Let’s say your love handles are getting heftier, you can’t keep away from the carbs, the doc has told you to lose 10 kg fast, but you can’t keep away from ice cream. Conundrum.

If you are the type of person who must end a high-carb meal with an even-higher carb triple scoop of butterscotch vanilla, salvation is at hand. You can now make frozen yoghurt, smoothies and sorbets, in the comfort of your kitchen.

Being endowed with a wide girth, Yantrick acquired a Cuisinart ICE-2 Frozen Yoghurt Maker and has since been indulging the sweet tooth without being riddled with guilt about the midriff. This is a cool machine in every sense of the word: simple, sturdy, easy-to-use, and you surprise yourself with the ease with which you can prepare creative desserts for your guests. And it’s all over in 20 minutes from start to finish.

The way it works is this: a bowl with a special chemical inside is frozen beforehand in the deep freeze of your fridge. Since this substance is at below zero when it freezes, the yoghurt also freezes when it comes in contact with the sides of the bowl and is stirred by an electric motor unit.

The 2 stands for 2 litres which is an adequate volume for a family of six and you can easily serve a party with 10 guests, provided your desserts are so popular that they keep coming back to the kitchen for thirds and fourths.
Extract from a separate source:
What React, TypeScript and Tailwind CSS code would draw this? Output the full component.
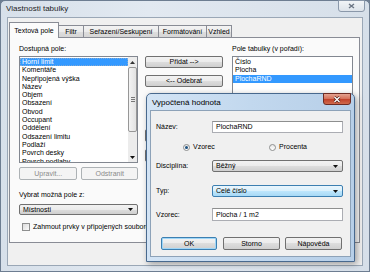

To start, stick your freezer bowl into the coldest part of the deep freeze so that it is completely frozen. In fact, leave it there at all times so you can make your dessert immediately, otherwise it may take up to 10 hours to freeze over. You then insert the freezer bowl into the maker’s base and immediately load the raw yoghurt. The fruit chunks and whatever else you want to embellish it with should be added only just before the end of the process. The yoghurt thickens and is magically frozen by the cold being transported from the freezer bowl.

The Yantrick, as you can tell, is bowled over by this yantra. There are a few downsides, the contraption seems to be needlessly noisy for something so small. Cuisinart should supply an optional silencer (joking). You also have to be careful not to leave the yoghurt churning on too long and sometimes there is a problem scraping the yoghurt out of the bowl with the spatula. And at 2,600 baht at a sale in Bangkok’s Siam Centre, it is a steal. Someone should import these machines to Kathmandu and give the ice cream wallahs a run for their money.

YANTRICK’s Verdict: A perfectly cool machine for the hot monsoon days that turns healthy yoghurt cheaply and quickly into a fabulous dessert. Even the kids won’t ask for ice cream any more.